19. A Writer’s Method

“Successful writers tend to use the reverse process. If, hypothetically and optimistically, a screenplay can be written from first idea to last draft in six months, these writers typically spend the first four of those six months writing on stacks of three-by-five cards: a stack for each act—three, four, perhaps more. On these cards they create the story’s step-outline.”

Fade Out 

“For above all else, beyond imagination and skill, what the world asks of you is courage, courage to risk rejection, ridicule and failure.”

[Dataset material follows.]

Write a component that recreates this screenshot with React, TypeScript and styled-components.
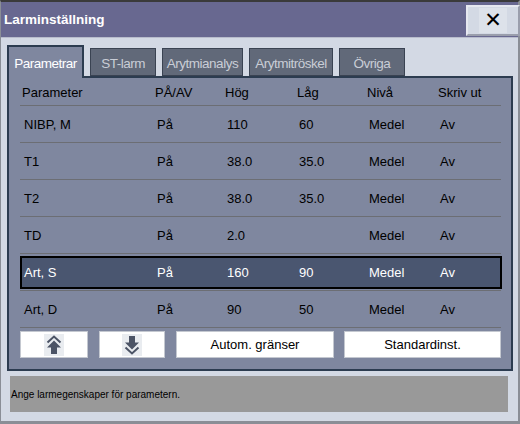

Book Review (Personal Opinion):

Story by Robert McKee is a great book on storytelling and should be used as a tool if you’re any kind of writer.  It’s easy to read it and it’s full of value that will make you a better storyteller which is useful in plenty of life situations.

Rating: 8/10

This Book Is For (Recommend):

  • An aspiring writer who wants to write a book or a screenplay.
  • A millennial who wants to be more fun at parties or at work
  • A creative person who wants to learn how to present their work

If You Want To Learn More

Here’s Robert McKee talking about Story on a podcast.
Bulletproof Screenwriting® Show

How I’ve Implemented The Ideas From The Book

There were so many things I started using from this book even in my day-to-day writing (and even talking). I was teaching storytelling around Europe for a couple of years and I used many of the principles from the book as parts of my curriculum.

One Small Actionable Step You Can Do

Start telling more stories. Take something that happened to you, write it is a story, and tell it to people around you to improve your storytelling skills.